● Directions:
Render the material again word for word, skipping the pictures in it.
-- BEGIN Data --
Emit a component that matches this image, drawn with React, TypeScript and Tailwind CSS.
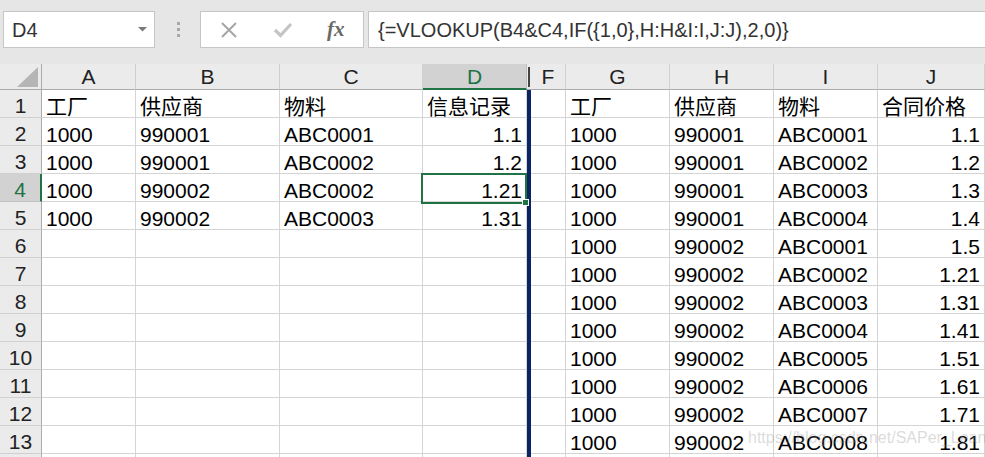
import React from "react";

type Col = { k: string; w: string; bar?: boolean; sel?: boolean };

const COLS: Col[] = [
  { k: "A", w: "w-[94px]" },
  { k: "B", w: "w-[144px]" },
  { k: "C", w: "w-[143px]" },
  { k: "D", w: "w-[104px]", sel: true },
  { k: "E", w: "w-[4px]", bar: true },
  { k: "F", w: "w-[35px]" },
  { k: "G", w: "w-[104px]" },
  { k: "H", w: "w-[104px]" },
  { k: "I", w: "w-[104px]" },
  { k: "J", w: "w-[107px]" },
];

const NUMERIC = new Set(["D", "J"]);

const LEFT: string[][] = [
  ["工厂", "供应商", "物料", "信息记录"],
  ["1000", "990001", "ABC0001", "1.1"],
  ["1000", "990001", "ABC0002", "1.2"],
  ["1000", "990002", "ABC0002", "1.21"],
  ["1000", "990002", "ABC0003", "1.31"],
];

const RIGHT: string[][] = [
  ["工厂", "供应商", "物料", "合同价格"],
  ["1000", "990001", "ABC0001", "1.1"],
  ["1000", "990001", "ABC0002", "1.2"],
  ["1000", "990001", "ABC0003", "1.3"],
  ["1000", "990001", "ABC0004", "1.4"],
  ["1000", "990002", "ABC0001", "1.5"],
  ["1000", "990002", "ABC0002", "1.21"],
  ["1000", "990002", "ABC0003", "1.31"],
  ["1000", "990002", "ABC0004", "1.41"],
  ["1000", "990002", "ABC0005", "1.51"],
  ["1000", "990002", "ABC0006", "1.61"],
  ["1000", "990002", "ABC0007", "1.71"],
  ["1000", "990002", "ABC0008", "1.81"],
];

function cellValue(row: number, col: string): string {
  const li = ["A", "B", "C", "D"].indexOf(col);
  if (li >= 0) return LEFT[row - 1]?.[li] ?? "";
  const ri = ["G", "H", "I", "J"].indexOf(col);
  if (ri >= 0) return RIGHT[row - 1]?.[ri] ?? "";
  return "";
}

function TopBar() {
  return (
    <div className="h-[64px] bg-[#e6e6e6] flex items-start pt-[11px] pl-[3px]">
      <div className="w-[152px] h-[37px] bg-white border border-[#c6c6c6] flex items-center justify-between pl-[8px] pr-[7px]">
        <span className="text-[20px] leading-[20px] text-[#333]">D4</span>
        <svg width="9" height="5" viewBox="0 0 9 5">
          <path d="M0 0 L9 0 L4.5 4.5 Z" fill="#7a7a7a" />
        </svg>
      </div>
      <div className="w-[45px] h-[37px] flex flex-col items-center justify-center gap-[3px] pl-[2px]">
        <div className="w-[3px] h-[3px] bg-[#a8a8a8]" />
        <div className="w-[3px] h-[3px] bg-[#a8a8a8]" />
        <div className="w-[3px] h-[3px] bg-[#a8a8a8]" />
      </div>
      <div className="w-[164px] h-[37px] bg-white border border-[#c6c6c6] flex items-center pl-[20px]">
        <svg width="16" height="16" viewBox="0 0 16 16">
          <path d="M1 1 L15 15 M15 1 L1 15" stroke="#a6a6a6" strokeWidth="2" fill="none" />
        </svg>
        <svg className="ml-[36px]" width="20" height="16" viewBox="0 0 20 16">
          <path d="M2 8 L7.5 13.5 L18 2" stroke="#c4c4c4" strokeWidth="3.2" fill="none" />
        </svg>
        <span className="ml-[34px] font-['Liberation_Serif',serif] italic font-bold text-[21px] leading-[21px] text-[#6a6a6a]">
          fx
        </span>
      </div>
      <div className="ml-[4px] flex-1 h-[37px] bg-white border-l border-t border-b border-[#c6c6c6] flex items-center pl-[9px]">
        <span className="text-[20px] leading-[20px] text-[#333] whitespace-nowrap">
          {"{=VLOOKUP(B4&C4,IF({1,0},H:H&I:I,J:J),2,0)}"}
        </span>
      </div>
    </div>
  );
}

function HeaderRow() {
  return (
    <div className="flex h-[26px]">
      <div className="w-[42px] shrink-0 h-full bg-[#ebebeb] border-r border-b border-[#ababab] relative">
        <svg className="absolute left-[17px] top-[3px]" width="21" height="20" viewBox="0 0 21 20">
          <path d="M21 0 L21 20 L0 20 Z" fill="#b5b5b5" />
        </svg>
      </div>
      {COLS.map((c) => {
        if (c.bar) {
          return (
            <div key={c.k} className={`${c.w} shrink-0 h-full bg-[#ebebeb] border-b border-[#ababab] flex justify-center items-center`}>
              <div className="w-[2px] h-[20px] bg-[#444]" />
            </div>
          );
        }
        if (c.sel) {
          return (
            <div key={c.k} className={`${c.w} shrink-0 h-full bg-[#d2d2d2] border-r border-r-[#c0c0c0] border-b-2 border-b-[#217346] text-center text-[21px] leading-[20px] pt-[3px] text-[#217346]`}>
              {c.k}
            </div>
          );
        }
        return (
          <div key={c.k} className={`${c.w} shrink-0 h-full bg-[#ebebeb] border-r border-r-[#d0d0d0] border-b border-b-[#ababab] text-center text-[21px] leading-[20px] pt-[3px] text-[#222]`}>
            {c.k}
          </div>
        );
      })}
    </div>
  );
}

function Row({ n }: { n: number }) {
  const selRow = n === 4;
  return (
    <div className="flex h-[28px] shrink-0">
      {selRow ? (
        <div className="w-[42px] shrink-0 h-full bg-[#d2d2d2] border-r-2 border-r-[#217346] border-b border-b-[#c0c0c0] text-center text-[21px] leading-[21px] pt-[5px] text-[#217346]">
          {n}
        </div>
      ) : (
        <div className="w-[42px] shrink-0 h-full bg-[#ebebeb] border-r border-r-[#ababab] border-b border-b-[#d0d0d0] text-center text-[21px] leading-[21px] pt-[5px] text-[#222]">
          {n}
        </div>
      )}
      {COLS.map((c) => {
        if (c.bar) {
          return <div key={c.k} className={`${c.w} shrink-0 h-full bg-[#0b2563]`} />;
        }
        const v = cellValue(n, c.k);
        const right = NUMERIC.has(c.k) && n > 1;
        const isSel = selRow && c.sel;
        return (
          <div
            key={c.k}
            className={`${c.w} shrink-0 h-full border-r border-b border-[#d4d4d4] text-[21px] leading-[21px] pt-[6px] px-[4px] whitespace-nowrap text-black ${right ? "text-right" : "text-left"} ${isSel ? "relative" : ""}`}
          >
            {v}
            {isSel && (
              <>
                <div className="absolute -left-[2px] -top-[1px] w-[106px] h-[31px] border-2 border-[#217346] z-10" />
                <div className="absolute left-[99px] top-[25px] w-[7px] h-[7px] bg-[#217346] border border-white z-20" />
              </>
            )}
          </div>
        );
      })}
    </div>
  );
}

export default function App() {
  const rows = Array.from({ length: 14 }, (_, i) => i + 1);
  return (
    <div className="w-[985px] h-[457px] overflow-hidden bg-white relative font-['Liberation_Sans','Noto_Sans_CJK_SC',sans-serif]">
      <TopBar />
      <HeaderRow />
      {rows.map((n) => (
        <Row key={n} n={n} />
      ))}
      <div className="absolute left-[748px] top-[428px] text-[16px] leading-[20px] text-[rgba(150,150,150,0.35)] whitespace-nowrap pointer-events-none">
        https://blog.csdn.net/SAPer_Lean
      </div>
    </div>
  );
}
-- END Data --
● Written solution:
Emit a component that matches this image, drawn with React, TypeScript and Tailwind CSS.
import React from "react";

type Col = { k: string; w: string; bar?: boolean; sel?: boolean };

const COLS: Col[] = [
  { k: "A", w: "w-[94px]" },
  { k: "B", w: "w-[144px]" },
  { k: "C", w: "w-[143px]" },
  { k: "D", w: "w-[104px]", sel: true },
  { k: "E", w: "w-[4px]", bar: true },
  { k: "F", w: "w-[35px]" },
  { k: "G", w: "w-[104px]" },
  { k: "H", w: "w-[104px]" },
  { k: "I", w: "w-[104px]" },
  { k: "J", w: "w-[107px]" },
];

const NUMERIC = new Set(["D", "J"]);

const LEFT: string[][] = [
  ["工厂", "供应商", "物料", "信息记录"],
  ["1000", "990001", "ABC0001", "1.1"],
  ["1000", "990001", "ABC0002", "1.2"],
  ["1000", "990002", "ABC0002", "1.21"],
  ["1000", "990002", "ABC0003", "1.31"],
];

const RIGHT: string[][] = [
  ["工厂", "供应商", "物料", "合同价格"],
  ["1000", "990001", "ABC0001", "1.1"],
  ["1000", "990001", "ABC0002", "1.2"],
  ["1000", "990001", "ABC0003", "1.3"],
  ["1000", "990001", "ABC0004", "1.4"],
  ["1000", "990002", "ABC0001", "1.5"],
  ["1000", "990002", "ABC0002", "1.21"],
  ["1000", "990002", "ABC0003", "1.31"],
  ["1000", "990002", "ABC0004", "1.41"],
  ["1000", "990002", "ABC0005", "1.51"],
  ["1000", "990002", "ABC0006", "1.61"],
  ["1000", "990002", "ABC0007", "1.71"],
  ["1000", "990002", "ABC0008", "1.81"],
];

function cellValue(row: number, col: string): string {
  const li = ["A", "B", "C", "D"].indexOf(col);
  if (li >= 0) return LEFT[row - 1]?.[li] ?? "";
  const ri = ["G", "H", "I", "J"].indexOf(col);
  if (ri >= 0) return RIGHT[row - 1]?.[ri] ?? "";
  return "";
}

function TopBar() {
  return (
    <div className="h-[64px] bg-[#e6e6e6] flex items-start pt-[11px] pl-[3px]">
      <div className="w-[152px] h-[37px] bg-white border border-[#c6c6c6] flex items-center justify-between pl-[8px] pr-[7px]">
        <span className="text-[20px] leading-[20px] text-[#333]">D4</span>
        <svg width="9" height="5" viewBox="0 0 9 5">
          <path d="M0 0 L9 0 L4.5 4.5 Z" fill="#7a7a7a" />
        </svg>
      </div>
      <div className="w-[45px] h-[37px] flex flex-col items-center justify-center gap-[3px] pl-[2px]">
        <div className="w-[3px] h-[3px] bg-[#a8a8a8]" />
        <div className="w-[3px] h-[3px] bg-[#a8a8a8]" />
        <div className="w-[3px] h-[3px] bg-[#a8a8a8]" />
      </div>
      <div className="w-[164px] h-[37px] bg-white border border-[#c6c6c6] flex items-center pl-[20px]">
        <svg width="16" height="16" viewBox="0 0 16 16">
          <path d="M1 1 L15 15 M15 1 L1 15" stroke="#a6a6a6" strokeWidth="2" fill="none" />
        </svg>
        <svg className="ml-[36px]" width="20" height="16" viewBox="0 0 20 16">
          <path d="M2 8 L7.5 13.5 L18 2" stroke="#c4c4c4" strokeWidth="3.2" fill="none" />
        </svg>
        <span className="ml-[34px] font-['Liberation_Serif',serif] italic font-bold text-[21px] leading-[21px] text-[#6a6a6a]">
          fx
        </span>
      </div>
      <div className="ml-[4px] flex-1 h-[37px] bg-white border-l border-t border-b border-[#c6c6c6] flex items-center pl-[9px]">
        <span className="text-[20px] leading-[20px] text-[#333] whitespace-nowrap">
          {"{=VLOOKUP(B4&C4,IF({1,0},H:H&I:I,J:J),2,0)}"}
        </span>
      </div>
    </div>
  );
}

function HeaderRow() {
  return (
    <div className="flex h-[26px]">
      <div className="w-[42px] shrink-0 h-full bg-[#ebebeb] border-r border-b border-[#ababab] relative">
        <svg className="absolute left-[17px] top-[3px]" width="21" height="20" viewBox="0 0 21 20">
          <path d="M21 0 L21 20 L0 20 Z" fill="#b5b5b5" />
        </svg>
      </div>
      {COLS.map((c) => {
        if (c.bar) {
          return (
            <div key={c.k} className={`${c.w} shrink-0 h-full bg-[#ebebeb] border-b border-[#ababab] flex justify-center items-center`}>
              <div className="w-[2px] h-[20px] bg-[#444]" />
            </div>
          );
        }
        if (c.sel) {
          return (
            <div key={c.k} className={`${c.w} shrink-0 h-full bg-[#d2d2d2] border-r border-r-[#c0c0c0] border-b-2 border-b-[#217346] text-center text-[21px] leading-[20px] pt-[3px] text-[#217346]`}>
              {c.k}
            </div>
          );
        }
        return (
          <div key={c.k} className={`${c.w} shrink-0 h-full bg-[#ebebeb] border-r border-r-[#d0d0d0] border-b border-b-[#ababab] text-center text-[21px] leading-[20px] pt-[3px] text-[#222]`}>
            {c.k}
          </div>
        );
      })}
    </div>
  );
}

function Row({ n }: { n: number }) {
  const selRow = n === 4;
  return (
    <div className="flex h-[28px] shrink-0">
      {selRow ? (
        <div className="w-[42px] shrink-0 h-full bg-[#d2d2d2] border-r-2 border-r-[#217346] border-b border-b-[#c0c0c0] text-center text-[21px] leading-[21px] pt-[5px] text-[#217346]">
          {n}
        </div>
      ) : (
        <div className="w-[42px] shrink-0 h-full bg-[#ebebeb] border-r border-r-[#ababab] border-b border-b-[#d0d0d0] text-center text-[21px] leading-[21px] pt-[5px] text-[#222]">
          {n}
        </div>
      )}
      {COLS.map((c) => {
        if (c.bar) {
          return <div key={c.k} className={`${c.w} shrink-0 h-full bg-[#0b2563]`} />;
        }
        const v = cellValue(n, c.k);
        const right = NUMERIC.has(c.k) && n > 1;
        const isSel = selRow && c.sel;
        return (
          <div
            key={c.k}
            className={`${c.w} shrink-0 h-full border-r border-b border-[#d4d4d4] text-[21px] leading-[21px] pt-[6px] px-[4px] whitespace-nowrap text-black ${right ? "text-right" : "text-left"} ${isSel ? "relative" : ""}`}
          >
            {v}
            {isSel && (
              <>
                <div className="absolute -left-[2px] -top-[1px] w-[106px] h-[31px] border-2 border-[#217346] z-10" />
                <div className="absolute left-[99px] top-[25px] w-[7px] h-[7px] bg-[#217346] border border-white z-20" />
              </>
            )}
          </div>
        );
      })}
    </div>
  );
}

export default function App() {
  const rows = Array.from({ length: 14 }, (_, i) => i + 1);
  return (
    <div className="w-[985px] h-[457px] overflow-hidden bg-white relative font-['Liberation_Sans','Noto_Sans_CJK_SC',sans-serif]">
      <TopBar />
      <HeaderRow />
      {rows.map((n) => (
        <Row key={n} n={n} />
      ))}
      <div className="absolute left-[748px] top-[428px] text-[16px] leading-[20px] text-[rgba(150,150,150,0.35)] whitespace-nowrap pointer-events-none">
        https://blog.csdn.net/SAPer_Lean
      </div>
    </div>
  );
}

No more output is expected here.